Les Abattoirs, Didouche-Mourad et Koléa. Selon lui, dans sa première mission le 6 décembre 2003, au niveau de la caisse principale, il avait à confirmer ou infirmer 11 écritures bancaires entre sièges, qui étaient faites « dans le but d’équilibrer un stock physique et le stock comptable » et dont la structure récipiendiaire les a rejetées car venues d’une manière irrégulière.

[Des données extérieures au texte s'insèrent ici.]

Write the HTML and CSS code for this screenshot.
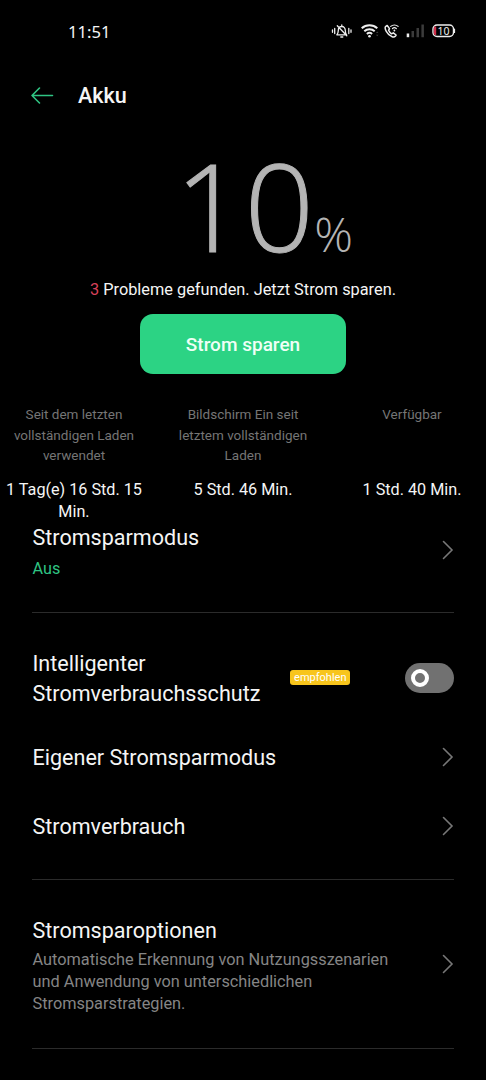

Il expliquera que ce sont des « prélèvements effectués par Abdelmoumène Khelifa par les fameux bouts de papiers ».

Lors de la seconde mission au niveau des agences le 12 mars 2005, M. Foufa, qui a précisé qu’environ 300 opérations bancaires illégales avaient été effectuées, a déclaré qu’il s’agissait de faux en écritures entre la caisse principale et les agences précitées, ajoutant que ces faux en écritures bancaires inexistantes ont causé un gouffre de 3,2 milliards de dinars pour la caisse principale et plus d’un milliard de dinars pour les cinq agences.

M. Foufa a précisé, en réponse à une question du procureur général Mohamed Zerg Erras, que la responsabilité de ces opérations bancaires incombe au président-directeur général du groupe, Rafik Abdelmoumène Khelifa, et à tous ceux qui avaient un lien avec la comptabilité dans le groupe Khalifa.

L’expert en question a par ailleurs évalué le préjudice matériel causé à la caisse principale de Khalifa Bank, estimé à plus de 1 092 167 451,17 dinars répartis pour 510 197 399,00 DA à l’agence des Abattoirs d’Hussein Dey, 74 069 840,37 DA à l’agence d’Oran, 485 113 483,40 DA à l’agence d’El Harrach ; l’agence de Koléa a subi un préjudice matériel estimé à 14 000 000,00 de dinars, celle de Blida 1 776 728,40 DA et enfin un trou financier de pas moins de 10 000 000,00 de dinars à la caisse principale de Chéraga.

Il est à rappeler que le magistrat en charge du dossier poursuivra aujourd’hui les auditions de tous les directeurs généraux des OPGI implantées à travers le territoire national. Nous y reviendrons lors de notre édition de samedi prochain avec de plus amples détails concernant les dépositions faites par les ministres absents à l’audience au cours de l’instruction judiciaire.